可惜这样的美好并没有持续太长时间,忽然有位大人物要来视察,第二天中午到达的时候,只留下一扇似乎是被石头或是锤子砸烂的窗户和紧紧闭着的大门。无奈之下只能去隔壁吃一碗砂锅猫耳朵。室内已经坐满了人,只能去外面坐。老板里面拿起布子冲向外面:“兄弟,哥们儿给你擦的倍儿干净,坐就好了。”当我问起隔壁的事儿的时候,他笑了一下:“没办法,哥们儿明儿在门口贴九个大字儿,***与狗,不得入内。”
我与他哈哈一笑。
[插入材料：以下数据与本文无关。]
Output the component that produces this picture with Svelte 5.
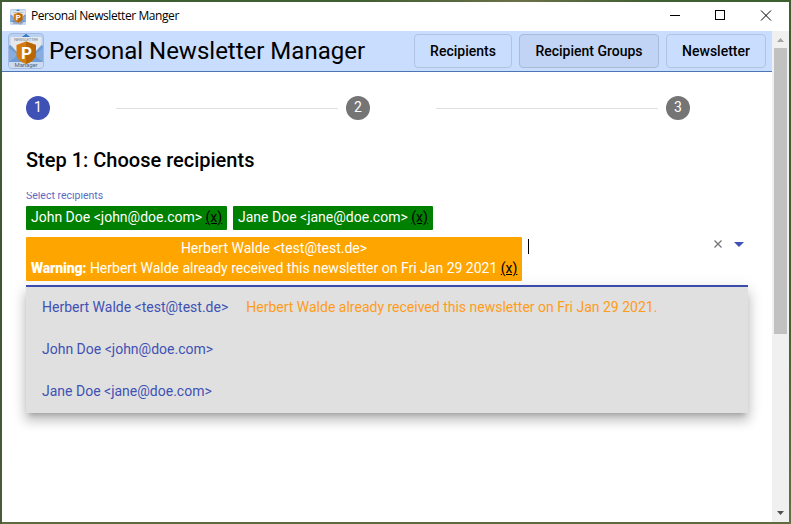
<script>
  const steps = [1, 2, 3];
  const nav = [
    { label: 'Recipients', width: 98 },
    { label: 'Recipient Groups', width: 140, active: true },
    { label: 'Newsletter', width: 100 }
  ];
  const chips = [
    { name: 'John Doe <john@doe.com>', width: 201 },
    { name: 'Jane Doe <jane@doe.com>', width: 200 }
  ];
  const options = [
    {
      name: 'Herbert Walde <test@test.de>',
      warning: 'Herbert Walde already received this newsletter on Fri Jan 29 2021.'
    },
    { name: 'John Doe <john@doe.com>' },
    { name: 'Jane Doe <jane@doe.com>' }
  ];
</script>

{#snippet logo(size)}
  <svg class="logo" width={size} height={size} viewBox="0 0 36 36">
    <rect x=".5" y=".5" width="35" height="35" rx="3.5" fill="#b9d2f2" stroke="#a3bade" />
    <path d="M1 13 18 1.500 35 13V29H1Z" fill="#709cd5" />
    <path d="M13 5 18 1 23 5Z" fill="#397bc8" />
    <path d="M2.500 4H33.500V12L27 19H9L2.500 12Z" fill="#e5e8ec" />
    <path d="M14 4 18 1 22 4Z" fill="#397bc8" />
    <path d="M1 15 10 22 1 29ZM35 15 26 22 35 29Z" fill="#87acdf" />
    <path d="M1 29H35V32Q35 35 32 35H4Q1 35 1 32Z" fill="#cbdcf3" />
    <path d="M18 8.500 28 12V23Q26 28 18 31Q10 28 8.500 23V12Z" fill="#d57c10" />
    <path d="M18 8.500 28 12V23Q26 28 18 31Z" fill="#b96706" />
    <text x="18" y="8.300" text-anchor="middle" font-size="4.300" textLength="24" fill="#7d8794">NEWSLETTER</text>
    <text x="18.500" y="25.500" text-anchor="middle" font-size="17" font-weight="700" fill="#fff">P</text>
    <text x="18" y="34" text-anchor="middle" font-size="6" font-weight="400" textLength="23" fill="#59677b">Manager</text>
  </svg>
{/snippet}

<div class="window">
  <div class="titlebar">
    {@render logo(16)}
    <span class="title">Personal Newsletter Manger</span>
    <svg class="controls" width="138" height="29" viewBox="0 0 138 29" fill="none" stroke="#000" shape-rendering="crispEdges">
      <path d="M19 13.500H29M64.500 8.500H73.500V17.500H64.500Z" />
      <path d="M110 8.500 120 18.500M120 8.500 110 18.500" shape-rendering="auto" />
    </svg>
  </div>
  <div class="body">
    <div class="page">
      <header>
        {@render logo(36)}
        <h1>Personal Newsletter Manager</h1>
        <nav>
          {#each nav as item}
            <button class:active={item.active} style:width="{item.width}px">{item.label}</button>
          {/each}
        </nav>
      </header>
      <main>
        <div class="stepper">
          {#each steps as n}
            {#if n > 1}<div class="line"></div>{/if}
            <div class="step"><span class="badge" class:current={n === 1}>{n}</span></div>
          {/each}
        </div>
        <h2>Step 1: Choose recipients</h2>
        <div class="label"><span>Select recipients</span></div>
        <div class="field">
          <div class="values">
            <div class="row">
              {#each chips as chip}
                <div class="chip" style:width="{chip.width}px"><span>{chip.name} <u>(x)</u></span></div>
              {/each}
            </div>
            <div class="row">
              <div class="chip warn">
                <span class="who">Herbert Walde &lt;test@test.de&gt;</span>
                <span class="msg"><b>Warning:</b> Herbert Walde already received this newsletter on Fri Jan 29 2021 <u>(x)</u></span>
              </div>
              <i class="caret"></i>
            </div>
          </div>
          <svg class="tools" width="36" height="12" viewBox="0 0 36 12">
            <path d="M2.500 2.500 9.500 9.500M9.500 2.500 2.500 9.500" stroke="#757575" stroke-width="1.300" />
            <path d="M22 4H32L27 9Z" fill="#3f51b5" />
          </svg>
        </div>
        <div class="panel">
          {#each options as o}
            <div class="option"><span class="name">{o.name}</span>{#if o.warning}<span class="note">{o.warning}</span>{/if}</div>
          {/each}
        </div>
      </main>
    </div>
    <div class="scroll">
      <svg width="17" height="17"><path d="M5 11H12L8.500 7Z" fill="#a3a3a3" /></svg>
      <div class="thumb"></div>
      <svg class="down" width="17" height="17"><path d="M5 6H12L8.500 10Z" fill="#505050" /></svg>
    </div>
  </div>
</div>

<style>
  .window {
    width: 791px;
    height: 524px;
    box-sizing: border-box;
    padding: 2px;
    background:
      linear-gradient(90deg, #3f5c33, #405f31 45%, #6b7048 66%, #405f32 82%, #3c6030) top / 100% 2px no-repeat,
      linear-gradient(#3c6030, #47602f 60%, #666d43) right / 2px 100% no-repeat,
      linear-gradient(#46613a, #3f5534 50%, #4a5b38) left / 2px 100% no-repeat,
      #5f6a3f;
    display: flex;
    flex-direction: column;
    font-family: Roboto, 'Liberation Sans', sans-serif;
    color: #000;
    overflow: hidden;
  }
  .titlebar {
    height: 29px;
    background: #fff;
    display: flex;
    align-items: center;
    padding-left: 8px;
  }
  .logo { display: block; flex: none; }
  .title {
    margin-left: 5px;
    margin-top: -1px;
    font: 12px/16px 'Open Sans', 'Noto Sans', sans-serif;
    letter-spacing: -0.42px;
    white-space: nowrap;
  }
  .controls { margin-left: auto; }
  .body { display: flex; height: 491px; background: #fff; }
  .page { width: 770px; }
  header {
    height: 41px;
    box-sizing: border-box;
    background: #c9ddff;
    border-bottom: 1px solid #4e76b7;
    display: flex;
    align-items: center;
    padding: 0 6px;
  }
  h1 {
    margin: 0 0 0 5px;
    font-size: 24px;
    line-height: 32px;
    font-weight: 400;
    white-space: nowrap;
  }
  nav { margin-left: auto; display: flex; gap: 7px; }
  button {
    height: 34px;
    box-sizing: border-box;
    padding: 0;
    border: 1px solid #b1c3e1;
    border-radius: 4px;
    background: none;
    font: 500 14px/32px Roboto, sans-serif;
    color: #000;
    white-space: nowrap;
  }
  .active { background: #c1d4f5; border-color: #a9bbd7; }
  main { padding: 24px 24px 0; }
  .stepper { display: flex; align-items: center; }
  .step { width: 82px; }
  .badge {
    display: block;
    width: 24px;
    height: 24px;
    border-radius: 50%;
    background: #757575;
    color: #fff;
    font-size: 14px;
    line-height: 23px;
    text-align: center;
  }
  .current { background: #3f51b5; }
  .line { flex: 1; height: 1px; margin: 1px 8px 0; background: #e0e0e0; }
  h2 {
    margin: 24px 0 16px;
    font-size: 20px;
    line-height: 32px;
    font-weight: 500;
    white-space: nowrap;
  }
  .label {
    height: 10px;
    overflow: hidden;
    color: #3f51b5;
    font-size: 10.5px;
    white-space: nowrap;
    display: flex;
    align-items: flex-end;
    opacity: .85;
  }
  .label span { line-height: 13px; }
  .field {
    margin-top: 4px;
    height: 81px;
    box-sizing: border-box;
    border-bottom: 2px solid #3f51b5;
    display: flex;
    justify-content: space-between;
  }
  .values { display: flex; flex-direction: column; gap: 7px; }
  .row { display: flex; gap: 6px; }
  .chip {
    height: 24px;
    box-sizing: border-box;
    padding: 0 5px;
    border-radius: 1px;
    background: #008000;
    color: #fff;
    font-size: 14px;
    line-height: 22px;
    white-space: nowrap;
  }
  u { color: #000; }
  .warn {
    width: 496px;
    height: 44px;
    padding-top: 1px;
    background: #ffa500;
    display: flex;
    flex-direction: column;
    line-height: 20px;
  }
  .who { text-align: center; }
  .warn b { font-weight: 900; letter-spacing: -0.15px; }
  .caret { width: 1px; height: 15px; margin-top: 2px; background: #000; }
  .tools { margin: 32px 0 0; }
  .panel {
    background: #e0e0e0;
    box-shadow: 0 5px 5px -3px rgba(0, 0, 0, .2), 0 8px 10px 1px rgba(0, 0, 0, .14), 0 3px 14px 2px rgba(0, 0, 0, .12);
    clip-path: inset(-12px -24px -30px);
  }
  .option {
    height: 42px;
    padding: 0 16px;
    font-size: 14px;
    line-height: 41px;
    color: #3f51b5;
    white-space: nowrap;
  }
  .note { margin-left: 18px; color: #ff9c1a; }
  .scroll { width: 17px; background: #f0f0f0; display: flex; flex-direction: column; }
  .scroll svg { display: block; }
  .thumb { width: 13px; height: 286px; margin-left: 2px; background: #c1c1c1; }
  .down { margin-top: auto; }
</style>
第二天再到这地方,却是一家也没有了,只剩下两个空空荡荡的房间和两个暗淡的招牌。
将最后一口臭豆腐的卤喝完,木签子扎透两个纸盒,正寻找四周的垃圾桶时,老板帮我们收了起来。正好老板也要收摊,打了个招呼后便离开了。我们周围的很多事物都像这样,有的连招呼都没有打,就离开了。